NATS 2.0 Security consists of defining Operators, Accounts, and Users within a NATS deployment.
-
An Operator provides the root of trust for the system, may represent
a company or enterprise
-
Creates Accounts for account administrators. An account represents
an organization, business unit, or service offering with a secure context
within the NATS deployment, for example an IT system monitoring group, a
set of microservices, or a regional IoT deployment. Account creation
would likely be managed by a central group.
-
-
Accounts define limits and may securely expose services and streams.
- Account managers create Users with permissions
-
Users have specific credentials and permissions.

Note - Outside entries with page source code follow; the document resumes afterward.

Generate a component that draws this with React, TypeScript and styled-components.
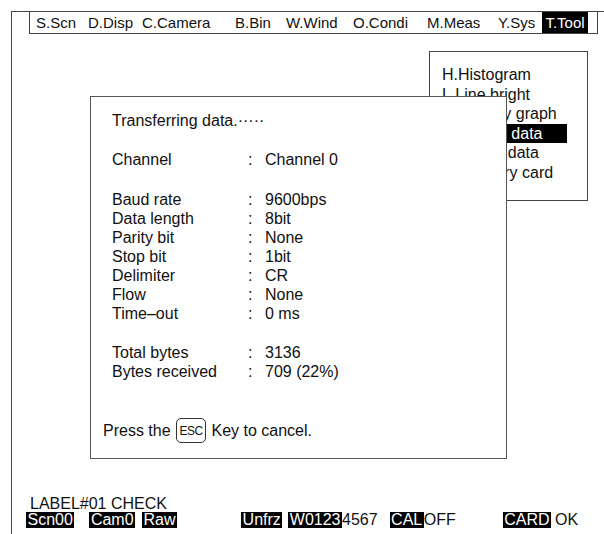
import React from "react";
import styled, { createGlobalStyle } from "styled-components";

const GlobalStyle = createGlobalStyle`
  html, body {
    margin: 0;
    background: #fff;
  }
  body {
    font-family: "Liberation Sans", Arial, sans-serif;
    color: #111;
  }
`;

const Screen = styled.div`
  width: 604px;
  height: 534px;
  box-sizing: border-box;
  padding: 11px 0 0 11px;
  overflow: hidden;
  font-size: 16px;
`;

const Frame = styled.div`
  height: 100%;
  box-sizing: border-box;
  border-left: 1px solid #444;
  border-top: 1px solid #444;
  padding-left: 17px;
  display: flex;
  flex-direction: column;
`;

const MenuBar = styled.nav`
  margin: -1px 6px 0 0;
  height: 23px;
  box-sizing: border-box;
  border: 1px solid #444;
  padding-left: 6px;
  display: grid;
  grid-template-columns: 52px 54px 93px 51px 67px 74px 71px 44px 46px;
  align-items: center;
  font-size: 15px;
`;

const MenuItem = styled.div<{ $active?: boolean }>`
  position: relative;
  height: 21px;
  line-height: 21px;
  white-space: nowrap;
  ${(p) =>
    p.$active &&
    `
    background: #000;
    color: #fff;
    text-align: center;
  `}
`;

const Dropdown = styled.div`
  position: absolute;
  right: 0;
  top: calc(100% + 18px);
  width: 159px;
  height: 150px;
  box-sizing: border-box;
  border: 1px solid #444;
  background: #fff;
  color: #111;
  padding: 13px 0 0 10px;
  text-align: left;
  font-size: 16px;
`;

const DropItem = styled.div<{ $active?: boolean }>`
  width: 127px;
  height: 19.5px;
  line-height: 19.5px;
  padding-left: 2px;
  box-sizing: border-box;
  background: ${(p) => (p.$active ? "#000" : "transparent")};
  color: ${(p) => (p.$active ? "#fff" : "#111")};
`;

const Dialog = styled.section`
  position: relative;
  z-index: 2;
  margin: 62px 0 0 61px;
  width: 417px;
  height: 363px;
  box-sizing: border-box;
  border: 1px solid #555;
  background: #fff;
  padding: 14px 0 15px 21px;
  display: flex;
  flex-direction: column;
`;

const Block = styled.div<{ $gap?: number }>`
  margin-top: ${(p) => p.$gap ?? 0}px;
  display: grid;
  grid-template-columns: 135px 18px auto;
  grid-auto-rows: 19px;
  align-items: center;
`;

const Title = styled.div`
  height: 19px;
  line-height: 19px;
`;

const Colon = styled.span`
  padding-left: 1px;
`;

const PressLine = styled.div`
  margin: auto 0 0 -9px;
  display: flex;
  align-items: center;
  height: 25px;
  white-space: pre;
`;

const Key = styled.span`
  display: inline-flex;
  align-items: center;
  justify-content: center;
  width: 30px;
  height: 25px;
  box-sizing: border-box;
  border: 1px solid #333;
  border-radius: 5px;
  font-size: 12px;
  letter-spacing: -0.5px;
  margin: 0 1px;
`;

const Footer = styled.footer`
  margin-top: auto;
  padding-bottom: 6px;
`;

const LabelLine = styled.div`
  height: 16px;
  line-height: 16px;
  padding-left: 1px;
`;

const StatusRow = styled.div`
  display: flex;
  height: 16px;
  line-height: 16px;
  margin-left: -3px;
`;

const Chip = styled.span<{ $gap?: number }>`
  margin-left: ${(p) => p.$gap ?? 0}px;
  background: #000;
  color: #fff;
  padding: 0 1.5px;
`;

const Plain = styled.span<{ $gap?: number }>`
  margin-left: ${(p) => p.$gap ?? 0}px;
`;

const menu = ["S.Scn", "D.Disp", "C.Camera", "B.Bin", "W.Wind", "O.Condi", "M.Meas", "Y.Sys"];

const tools = [
  "H.Histogram",
  "L.Line bright",
  "D.Density graph",
  "O.Output data",
  "E.Export data",
  "M.Memory card",
];

const settings: [string, string][] = [
  ["Baud rate", "9600bps"],
  ["Data length", "8bit"],
  ["Parity bit", "None"],
  ["Stop bit", "1bit"],
  ["Delimiter", "CR"],
  ["Flow", "None"],
  ["Time\u2013out", "0 ms"],
];

const totals: [string, string][] = [
  ["Total bytes", "3136"],
  ["Bytes received", "709 (22%)"],
];

function Rows({ rows }: { rows: [string, string][] }) {
  return (
    <>
      {rows.map(([k, v]) => (
        <React.Fragment key={k}>
          <span>{k}</span>
          <Colon>:</Colon>
          <span>{v}</span>
        </React.Fragment>
      ))}
    </>
  );
}

export default function App() {
  return (
    <Screen>
      <GlobalStyle />
      <Frame>
        <MenuBar>
          {menu.map((m) => (
            <MenuItem key={m}>{m}</MenuItem>
          ))}
          <MenuItem $active>
            T.Tool
            <Dropdown>
              {tools.map((t, i) => (
                <DropItem key={t} $active={i === 3}>
                  {t}
                </DropItem>
              ))}
            </Dropdown>
          </MenuItem>
        </MenuBar>

        <Dialog>
          <Title>Transferring data.·····</Title>
          <Block $gap={20}>
            <Rows rows={[["Channel", "Channel 0"]]} />
          </Block>
          <Block $gap={21}>
            <Rows rows={settings} />
          </Block>
          <Block $gap={20}>
            <Rows rows={totals} />
          </Block>
          <PressLine>
            Press the <Key>ESC</Key> Key to cancel.
          </PressLine>
        </Dialog>

        <Footer>
          <LabelLine>LABEL#01 CHECK</LabelLine>
          <StatusRow>
            <Chip>Scn00</Chip>
            <Chip $gap={15}>Cam0</Chip>
            <Chip $gap={7}>Raw</Chip>
            <Chip $gap={64}>Unfrz</Chip>
            <Chip $gap={6}>W0123</Chip>
            <Plain>4567</Plain>
            <Chip $gap={12}>CAL</Chip>
            <Plain>OFF</Plain>
            <Chip $gap={47}>CARD</Chip>
            <Plain $gap={4}>OK</Plain>
          </StatusRow>
        </Footer>
      </Frame>
    </Screen>
  );
}
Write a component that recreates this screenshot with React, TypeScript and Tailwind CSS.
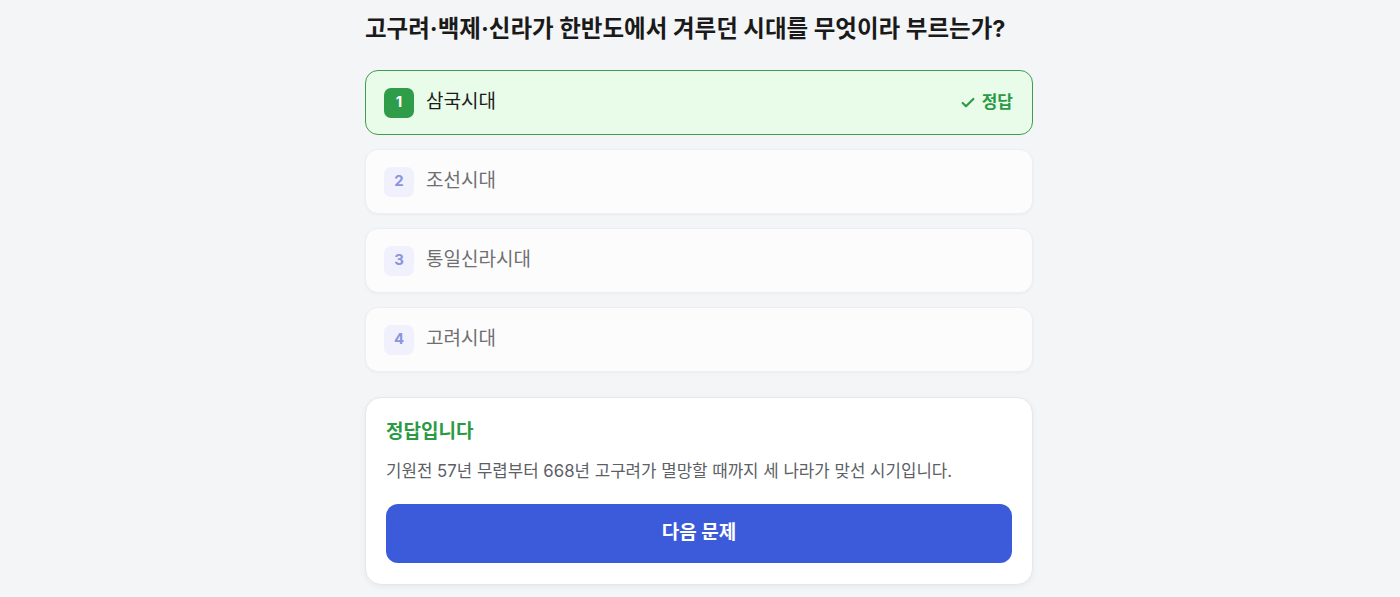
import React from 'react';
import { Check } from 'lucide-react';

type Option = {
  id: number;
  label: string;
  correct?: boolean;
};

const options: Option[] = [
  { id: 1, label: '삼국시대', correct: true },
  { id: 2, label: '조선시대' },
  { id: 3, label: '통일신라시대' },
  { id: 4, label: '고려시대' },
];

const font = { fontFamily: 'Inter, "Noto Sans CJK KR", sans-serif' };

const OptionRow: React.FC<{ option: Option }> = ({ option }) => {
  if (option.correct) {
    return (
      <div className="flex h-[65px] items-center rounded-[13px] border border-[#3f9d50] bg-[#e9fbe9] pl-[18px] pr-[19px]">
        <span className="flex h-[30px] w-[30px] items-center justify-center rounded-[7px] bg-[#2e9c48] text-[15px] font-bold text-white">
          {option.id}
        </span>
        <span className="ml-[12px] flex-1 text-[19px] text-[#1c1c1c]">
          {option.label}
        </span>
        <span className="flex items-center gap-[6px] text-[17px] font-bold text-[#2b9a45]">
          <Check size={16} strokeWidth={3.2} />
          정답
        </span>
      </div>
    );
  }

  return (
    <div className="flex h-[65px] items-center rounded-[13px] border border-[#eceef1] bg-[#fcfcfd] pl-[18px] pr-[19px] shadow-[0_1px_3px_rgba(0,0,0,0.04)]">
      <span className="flex h-[30px] w-[30px] items-center justify-center rounded-[7px] bg-[#f0f1fd] text-[15px] font-bold text-[#8b95de]">
        {option.id}
      </span>
      <span className="ml-[12px] flex-1 text-[19px] text-[#6f6f72]">
        {option.label}
      </span>
    </div>
  );
};

export default function App() {
  return (
    <div className="min-h-screen bg-[#f4f5f7] pt-[12px]" style={font}>
      <div className="mx-auto w-[668px] -translate-x-px">
        <h1 className="mb-[25px] text-[23.5px] font-bold leading-[33px] text-[#1a1a1a]">
          고구려·백제·신라가 한반도에서 겨루던 시대를 무엇이라 부르는가?
        </h1>

        <div className="flex flex-col gap-[14px]">
          {options.map((o) => (
            <OptionRow key={o.id} option={o} />
          ))}
        </div>

        <div className="mt-[25px] rounded-[16px] border border-[#e6e7ea] bg-white px-[20px] pb-[21px] pt-[20px] shadow-[0_2px_6px_rgba(0,0,0,0.05)]">
          <p className="text-[19px] font-bold leading-[27px] text-[#2b9a45]">
            정답입니다
          </p>
          <p className="mt-[14px] text-[16.8px] leading-[24px] text-[#5c5f66]">
            기원전 57년 무렵부터 668년 고구려가 멸망할 때까지 세 나라가 맞선 시기입니다.
          </p>
          <button className="mt-[21px] flex h-[59px] w-full items-center justify-center rounded-[12px] bg-[#3b5bdb] text-[19px] font-bold text-white">
            다음 문제
          </button>
        </div>
      </div>
    </div>
  );
}
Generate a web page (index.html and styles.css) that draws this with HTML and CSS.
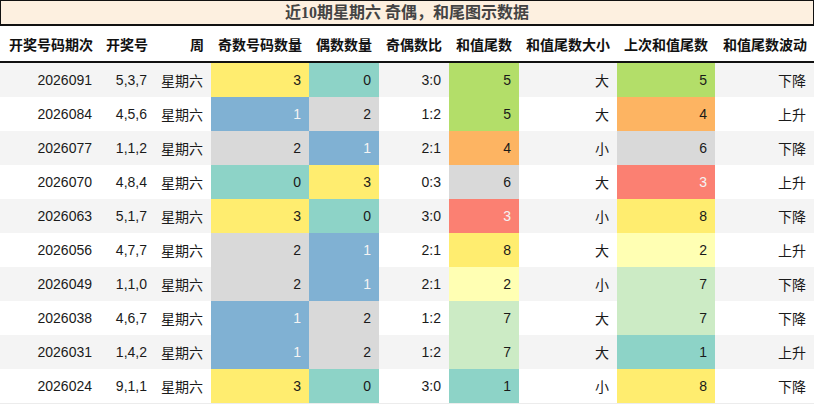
FILE: index.html
```html
<!DOCTYPE html>
<html lang="zh">
<head>
<meta charset="utf-8">
<title>近10期星期六 奇偶，和尾图示数据</title>
<link rel="stylesheet" href="styles.css">
</head>
<body>
<div class="title">近10期星期六 奇偶，和尾图示数据</div>
<table class="data">
  <colgroup>
    <col class="w100"><col class="w55"><col class="w56"><col class="w98"><col class="w70"><col class="w70"><col class="w70"><col class="w98"><col class="w98"><col class="w99">
  </colgroup>
  <thead>
    <tr><th>开奖号码期次</th><th>开奖号</th><th>周</th><th>奇数号码数量</th><th>偶数数量</th><th>奇偶数比</th><th>和值尾数</th><th>和值尾数大小</th><th>上次和值尾数</th><th>和值尾数波动</th></tr>
  </thead>
  <tbody>
    <tr><td>2026091</td><td>5,3,7</td><td>星期六</td><td class="c3">3</td><td class="c0">0</td><td>3:0</td><td class="t5">5</td><td>大</td><td class="t5">5</td><td>下降</td></tr>
    <tr><td>2026084</td><td>4,5,6</td><td>星期六</td><td class="c1">1</td><td class="c2">2</td><td>1:2</td><td class="t5">5</td><td>大</td><td class="t4">4</td><td>上升</td></tr>
    <tr><td>2026077</td><td>1,1,2</td><td>星期六</td><td class="c2">2</td><td class="c1">1</td><td>2:1</td><td class="t4">4</td><td>小</td><td class="t6">6</td><td>下降</td></tr>
    <tr><td>2026070</td><td>4,8,4</td><td>星期六</td><td class="c0">0</td><td class="c3">3</td><td>0:3</td><td class="t6">6</td><td>大</td><td class="t3">3</td><td>上升</td></tr>
    <tr><td>2026063</td><td>5,1,7</td><td>星期六</td><td class="c3">3</td><td class="c0">0</td><td>3:0</td><td class="t3">3</td><td>小</td><td class="t8">8</td><td>下降</td></tr>
    <tr><td>2026056</td><td>4,7,7</td><td>星期六</td><td class="c2">2</td><td class="c1">1</td><td>2:1</td><td class="t8">8</td><td>大</td><td class="t2">2</td><td>上升</td></tr>
    <tr><td>2026049</td><td>1,1,0</td><td>星期六</td><td class="c2">2</td><td class="c1">1</td><td>2:1</td><td class="t2">2</td><td>小</td><td class="t7">7</td><td>下降</td></tr>
    <tr><td>2026038</td><td>4,6,7</td><td>星期六</td><td class="c1">1</td><td class="c2">2</td><td>1:2</td><td class="t7">7</td><td>大</td><td class="t7">7</td><td>下降</td></tr>
    <tr><td>2026031</td><td>1,4,2</td><td>星期六</td><td class="c1">1</td><td class="c2">2</td><td>1:2</td><td class="t7">7</td><td>大</td><td class="t1">1</td><td>上升</td></tr>
    <tr><td>2026024</td><td>9,1,1</td><td>星期六</td><td class="c3">3</td><td class="c0">0</td><td>3:0</td><td class="t1">1</td><td>小</td><td class="t8">8</td><td>下降</td></tr>
  </tbody>
</table>
</body>
</html>
```
FILE: styles.css
```css
html, body {
  margin: 0;
  padding: 0;
  background: #fff;
}
body {
  width: 814px;
  font-family: "Liberation Sans", "Noto Sans CJK SC", sans-serif;
  font-size: 14px;
  color: #1a1a1a;
}
.title {
  box-sizing: border-box;
  height: 26px;
  border: 1px solid #111;
  border-bottom-width: 2px;
  background: #fdf0e0;
  color: #444;
  font-family: "Liberation Serif", "Noto Sans CJK SC", serif;
  font-weight: bold;
  font-size: 16px;
  line-height: 23px;
  text-align: center;
}
.data {
  width: 814px;
  table-layout: fixed;
  border-collapse: collapse;
  border-spacing: 0;
}
.w100 { width: 100px; }
.w55 { width: 55px; }
.w56 { width: 56px; }
.w98 { width: 98px; }
.w70 { width: 70px; }
.w99 { width: 99px; }
.data th {
  height: 35px;
  padding: 0 7px 0 0;
  font-weight: bold;
  color: #111;
  text-align: right;
  border-bottom: 2px solid #111;
  white-space: nowrap;
}
.data td {
  height: 34px;
  padding: 0 8px 0 0;
  text-align: right;
  white-space: nowrap;
}
.data tbody tr:nth-child(odd) { background: #f4f4f4; }
.data tbody tr:nth-child(even) { background: #fff; }
.data tbody tr:last-child td { border-bottom: 1px solid #ececec; }
.c0 { background: #8dd3c7; }
.c1 { background: #80b1d3; color: #f4f4f4; }
.c2 { background: #d9d9d9; }
.c3 { background: #ffed6f; }
.t1 { background: #8dd3c7; }
.t2 { background: #ffffb3; }
.t3 { background: #fb8072; color: #f4f4f4; }
.t4 { background: #fdb462; }
.t5 { background: #b3de69; }
.t6 { background: #d9d9d9; }
.t7 { background: #ccebc5; }
.t8 { background: #ffed6f; }
```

PKI (NKeys encoded Ed25519) and signed JWTs create a hierarchy of Operators, Accounts, and Users creating a scalable and flexible distributed security mechanism.
-
Operators are represented by a self signed JWT and is the only thing that
is required to be configured in the server. This JWT is usually signed by a
master key that is kept offline. The JWT will contain valid signing keys that
can be revoked with the master updating this JWT.
- Operators will sign Account JWTs with various signing keys.
- Accounts sign User JWTs, again with various signing keys.
-
Clients or leaf nodes present User credentials and a signed nonce when connecting.
- The server uses resolvers to obtain JWTs and verify the client trust chain.
This allows for rapid change of permissions, authentication and limits, to a secure multi-tenant NATS system.